--- DATASET EXCERPT ---

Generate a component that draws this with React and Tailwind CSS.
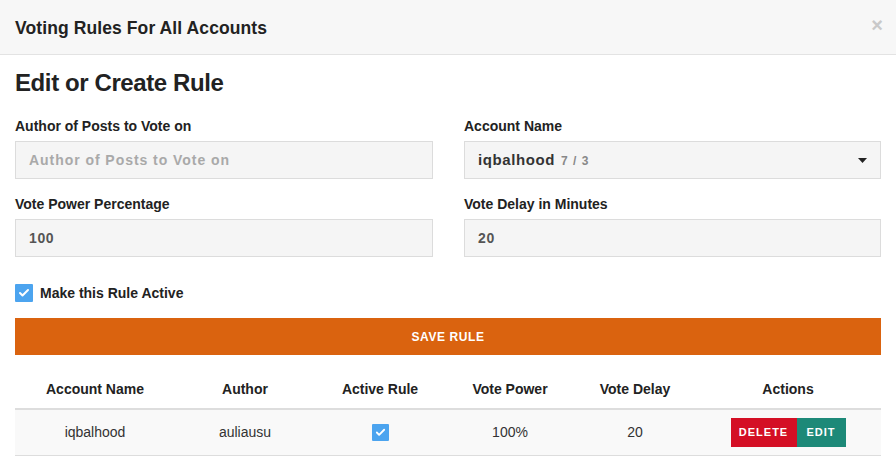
import { Check } from 'lucide-react';

const font = { fontFamily: '"Liberation Sans", Arial, sans-serif' };

const CheckBox = ({ size = 18 }) => (
  <span
    className="flex items-center justify-center bg-[#4ca4ef] rounded-[1px]"
    style={{ width: size, height: size }}
  >
    <Check size={size - 6} strokeWidth={4} className="text-white" />
  </span>
);

const Field = ({ label, children }) => (
  <div className="flex flex-col">
    <label className="text-[14px] leading-[20px] font-bold text-[#222] mb-[5px]">{label}</label>
    {children}
  </div>
);

const inputBox =
  'h-[38px] bg-[#f5f5f5] border border-[#dcdcdc] pl-[13px] pr-[15px] flex items-center text-[14px] font-bold';

export default function App() {
  const columns = [
    { label: 'Account Name', w: 'w-[160px]' },
    { label: 'Author', w: 'w-[140px]' },
    { label: 'Active Rule', w: 'w-[130px]' },
    { label: 'Vote Power', w: 'w-[130px]' },
    { label: 'Vote Delay', w: 'w-[120px]' },
    { label: 'Actions', w: 'w-[186px]' },
  ];

  return (
    <div className="w-[896px] h-[457px] bg-white overflow-hidden" style={font}>
      {/* modal header */}
      <div className="h-[55px] bg-[#f7f7f7] border-b border-[#e3e3e3] px-[15px] flex items-center justify-between">
        <h4 className="text-[17.5px] font-bold text-[#222] tracking-[0.1px] mt-[2px]">Voting Rules For All Accounts</h4>
        <span className="text-[20px] leading-none font-bold text-[#c9c9c9] mr-[-2px] mt-[-4px]">×</span>
      </div>

      <div className="px-[15px]">
        <h3 className="mt-[13px] text-[24px] leading-[30px] font-bold text-[#222] tracking-[-0.4px]">Edit or Create Rule</h3>

        <div className="grid grid-cols-[418px_417px] gap-x-[31px] gap-y-[15px] mt-[18px]">
          <Field label="Author of Posts to Vote on">
            <div className={inputBox + ' text-[#a9a9a9] tracking-[0.95px]'}>Author of Posts to Vote on</div>
          </Field>
          <Field label="Account Name">
            <div className={inputBox + ' justify-between text-[#333]'}>
              <span className="flex items-baseline gap-[6px]">
                <span className="text-[15px] tracking-[0.6px]">iqbalhood</span>
                <span className="text-[12px] text-[#888] tracking-[1px]">7 / 3</span>
              </span>
              <svg width="9" height="5" viewBox="0 0 9 5" className="mr-[-2px]">
                <path d="M0 0 L9 0 L4.5 5 Z" fill="#222" />
              </svg>
            </div>
          </Field>
          <Field label="Vote Power Percentage">
            <div className={inputBox + ' text-[#555] tracking-[0.6px]'}>100</div>
          </Field>
          <Field label="Vote Delay in Minutes">
            <div className={inputBox + ' text-[#555] tracking-[0.6px]'}>20</div>
          </Field>
        </div>

        <div className="mt-[26px] h-[20px] flex items-center gap-[7px]">
          <CheckBox size={18} />
          <span className="text-[14px] font-bold text-[#222]">Make this Rule Active</span>
        </div>

        <button className="mt-[15px] w-full h-[37px] bg-[#da630f] text-white text-[12px] font-bold tracking-[0.6px] flex items-center justify-center">
          SAVE RULE
        </button>

        <table className="mt-[15px] w-full table-fixed border-collapse">
          <thead>
            <tr className="h-[39px] border-b-2 border-[#dddddd]">
              {columns.map((c) => (
                <th key={c.label} className={`${c.w} text-center text-[14px] font-bold text-[#222] pt-[1px]`}>
                  {c.label}
                </th>
              ))}
            </tr>
          </thead>
          <tbody>
            <tr className="h-[46px] bg-[#f9f9f9] border-b border-[#dddddd] text-[14px] text-[#333]">
              <td className="text-center">iqbalhood</td>
              <td className="text-center">auliausu</td>
              <td>
                <div className="flex justify-center">
                  <CheckBox size={17} />
                </div>
              </td>
              <td className="text-center">100%</td>
              <td className="text-center">20</td>
              <td>
                <div className="flex justify-center">
                  <button className="h-[29px] w-[66px] bg-[#d40f25] text-white text-[11px] font-bold tracking-[1px]">
                    DELETE
                  </button>
                  <button className="h-[29px] w-[49px] bg-[#1d8978] text-white text-[11px] font-bold tracking-[1px]">
                    EDIT
                  </button>
                </div>
              </td>
            </tr>
          </tbody>
        </table>
      </div>
    </div>
  );
}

---

Your task is to restate word for word the lines from the top of the data to the line containing "items-center text-[14px] font-bold';", both ends included, with every picture left out.

## FULL RESPONSE
Generate a component that draws this with React and Tailwind CSS.
import { Check } from 'lucide-react';

const font = { fontFamily: '"Liberation Sans", Arial, sans-serif' };

const CheckBox = ({ size = 18 }) => (
  <span
    className="flex items-center justify-center bg-[#4ca4ef] rounded-[1px]"
    style={{ width: size, height: size }}
  >
    <Check size={size - 6} strokeWidth={4} className="text-white" />
  </span>
);

const Field = ({ label, children }) => (
  <div className="flex flex-col">
    <label className="text-[14px] leading-[20px] font-bold text-[#222] mb-[5px]">{label}</label>
    {children}
  </div>
);

const inputBox =
  'h-[38px] bg-[#f5f5f5] border border-[#dcdcdc] pl-[13px] pr-[15px] flex items-center text-[14px] font-bold';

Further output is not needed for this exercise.